▶

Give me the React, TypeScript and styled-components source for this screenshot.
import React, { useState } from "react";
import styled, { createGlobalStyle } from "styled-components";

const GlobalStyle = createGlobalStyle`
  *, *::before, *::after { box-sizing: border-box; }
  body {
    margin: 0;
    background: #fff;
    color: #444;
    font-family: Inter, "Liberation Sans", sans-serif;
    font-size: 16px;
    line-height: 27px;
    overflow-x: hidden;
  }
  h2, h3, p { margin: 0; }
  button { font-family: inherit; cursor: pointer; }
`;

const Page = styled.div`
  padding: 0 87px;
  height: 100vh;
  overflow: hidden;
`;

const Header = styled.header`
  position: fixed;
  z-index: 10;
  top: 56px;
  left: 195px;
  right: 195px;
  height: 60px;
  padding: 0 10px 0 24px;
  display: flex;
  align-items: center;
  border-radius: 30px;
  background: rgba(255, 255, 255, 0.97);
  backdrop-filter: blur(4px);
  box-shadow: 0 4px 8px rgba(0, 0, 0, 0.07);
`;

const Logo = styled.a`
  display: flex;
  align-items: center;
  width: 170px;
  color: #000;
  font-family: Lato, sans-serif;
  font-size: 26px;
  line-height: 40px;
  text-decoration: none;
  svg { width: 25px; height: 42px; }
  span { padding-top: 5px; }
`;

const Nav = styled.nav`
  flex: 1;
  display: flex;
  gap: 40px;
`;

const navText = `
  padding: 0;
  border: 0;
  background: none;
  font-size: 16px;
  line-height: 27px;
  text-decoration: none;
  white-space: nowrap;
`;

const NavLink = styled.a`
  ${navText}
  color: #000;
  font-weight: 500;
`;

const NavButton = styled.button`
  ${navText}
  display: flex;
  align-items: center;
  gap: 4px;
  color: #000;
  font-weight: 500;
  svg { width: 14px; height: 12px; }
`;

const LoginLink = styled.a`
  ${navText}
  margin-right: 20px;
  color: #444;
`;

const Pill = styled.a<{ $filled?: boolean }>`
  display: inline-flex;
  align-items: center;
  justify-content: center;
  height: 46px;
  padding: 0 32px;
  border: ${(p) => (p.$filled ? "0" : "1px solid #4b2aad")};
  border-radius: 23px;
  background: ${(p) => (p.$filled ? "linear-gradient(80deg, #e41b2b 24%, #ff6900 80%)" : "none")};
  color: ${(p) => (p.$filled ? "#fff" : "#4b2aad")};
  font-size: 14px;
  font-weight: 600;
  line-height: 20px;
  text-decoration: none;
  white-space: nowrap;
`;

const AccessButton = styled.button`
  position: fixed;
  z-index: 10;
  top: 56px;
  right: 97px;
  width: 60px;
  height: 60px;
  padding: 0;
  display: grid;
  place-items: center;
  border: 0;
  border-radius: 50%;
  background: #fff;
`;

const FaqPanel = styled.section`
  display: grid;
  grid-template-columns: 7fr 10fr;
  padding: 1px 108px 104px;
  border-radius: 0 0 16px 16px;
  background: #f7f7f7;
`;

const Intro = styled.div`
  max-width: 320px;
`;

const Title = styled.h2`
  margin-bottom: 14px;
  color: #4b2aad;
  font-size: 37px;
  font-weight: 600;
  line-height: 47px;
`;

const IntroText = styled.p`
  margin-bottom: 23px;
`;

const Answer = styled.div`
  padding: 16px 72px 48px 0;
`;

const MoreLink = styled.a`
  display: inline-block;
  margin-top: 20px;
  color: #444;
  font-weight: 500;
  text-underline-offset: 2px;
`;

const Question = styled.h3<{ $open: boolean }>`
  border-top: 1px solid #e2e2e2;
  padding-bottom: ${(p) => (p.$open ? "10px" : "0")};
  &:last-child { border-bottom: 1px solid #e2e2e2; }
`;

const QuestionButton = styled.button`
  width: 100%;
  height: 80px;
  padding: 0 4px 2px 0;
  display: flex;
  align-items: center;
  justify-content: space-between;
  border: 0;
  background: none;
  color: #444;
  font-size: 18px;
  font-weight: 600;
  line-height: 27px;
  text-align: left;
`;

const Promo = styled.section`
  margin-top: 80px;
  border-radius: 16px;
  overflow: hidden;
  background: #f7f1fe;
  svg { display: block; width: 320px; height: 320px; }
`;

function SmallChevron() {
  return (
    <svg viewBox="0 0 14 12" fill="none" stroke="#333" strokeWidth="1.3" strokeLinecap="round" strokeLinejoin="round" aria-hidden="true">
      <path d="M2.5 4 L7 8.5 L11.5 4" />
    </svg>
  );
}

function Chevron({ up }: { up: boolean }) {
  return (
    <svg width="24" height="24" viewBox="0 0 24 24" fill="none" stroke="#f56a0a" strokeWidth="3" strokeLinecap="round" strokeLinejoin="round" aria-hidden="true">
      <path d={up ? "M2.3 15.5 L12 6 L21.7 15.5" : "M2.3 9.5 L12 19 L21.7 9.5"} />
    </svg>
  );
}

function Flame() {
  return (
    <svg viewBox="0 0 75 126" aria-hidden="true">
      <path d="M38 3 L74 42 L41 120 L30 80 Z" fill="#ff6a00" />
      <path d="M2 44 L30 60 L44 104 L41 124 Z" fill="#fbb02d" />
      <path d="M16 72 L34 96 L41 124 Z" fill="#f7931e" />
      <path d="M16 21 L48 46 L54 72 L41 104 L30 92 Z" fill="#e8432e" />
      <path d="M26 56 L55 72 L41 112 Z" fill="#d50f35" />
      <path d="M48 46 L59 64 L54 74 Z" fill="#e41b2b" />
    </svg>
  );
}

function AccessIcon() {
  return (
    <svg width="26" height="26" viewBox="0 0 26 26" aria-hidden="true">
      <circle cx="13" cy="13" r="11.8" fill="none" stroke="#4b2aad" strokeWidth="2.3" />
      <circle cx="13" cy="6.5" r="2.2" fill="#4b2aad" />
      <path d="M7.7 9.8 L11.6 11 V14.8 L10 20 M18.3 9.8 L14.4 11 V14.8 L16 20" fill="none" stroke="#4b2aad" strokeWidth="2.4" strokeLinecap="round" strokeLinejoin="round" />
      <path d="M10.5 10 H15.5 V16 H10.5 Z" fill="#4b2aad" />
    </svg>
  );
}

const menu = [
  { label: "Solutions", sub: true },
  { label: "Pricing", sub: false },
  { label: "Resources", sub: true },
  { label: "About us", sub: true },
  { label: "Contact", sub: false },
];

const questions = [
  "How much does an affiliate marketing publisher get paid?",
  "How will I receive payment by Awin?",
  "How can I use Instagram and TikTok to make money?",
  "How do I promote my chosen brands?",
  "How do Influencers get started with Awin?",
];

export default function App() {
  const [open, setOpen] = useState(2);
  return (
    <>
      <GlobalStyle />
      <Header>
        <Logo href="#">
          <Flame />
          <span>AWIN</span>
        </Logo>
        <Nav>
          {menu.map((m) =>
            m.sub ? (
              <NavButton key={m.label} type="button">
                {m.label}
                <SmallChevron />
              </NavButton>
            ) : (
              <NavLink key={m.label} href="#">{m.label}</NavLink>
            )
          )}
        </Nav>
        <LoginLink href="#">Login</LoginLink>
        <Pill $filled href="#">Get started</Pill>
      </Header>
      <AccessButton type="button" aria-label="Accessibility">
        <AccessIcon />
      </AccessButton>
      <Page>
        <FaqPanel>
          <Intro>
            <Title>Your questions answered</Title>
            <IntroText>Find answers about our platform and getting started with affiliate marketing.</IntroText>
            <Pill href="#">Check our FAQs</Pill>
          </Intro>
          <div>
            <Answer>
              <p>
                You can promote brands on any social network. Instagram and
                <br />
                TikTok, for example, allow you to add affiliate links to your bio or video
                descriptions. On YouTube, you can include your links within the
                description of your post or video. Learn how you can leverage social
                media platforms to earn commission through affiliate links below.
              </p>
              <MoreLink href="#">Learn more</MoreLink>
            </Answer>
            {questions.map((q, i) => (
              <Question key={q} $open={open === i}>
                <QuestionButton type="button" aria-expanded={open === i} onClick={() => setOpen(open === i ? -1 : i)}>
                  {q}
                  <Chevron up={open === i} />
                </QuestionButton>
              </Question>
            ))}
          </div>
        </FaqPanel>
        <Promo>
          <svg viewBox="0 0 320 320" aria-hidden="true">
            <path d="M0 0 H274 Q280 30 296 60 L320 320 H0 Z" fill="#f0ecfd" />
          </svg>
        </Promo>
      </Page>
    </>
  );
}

◀

## INSTRUCTIONS FOR THE TASK:
Copy in full each line that holds the word "components".

## THE SOLUTION:
Give me the React, TypeScript and styled-components source for this screenshot.
import styled, { createGlobalStyle } from "styled-components";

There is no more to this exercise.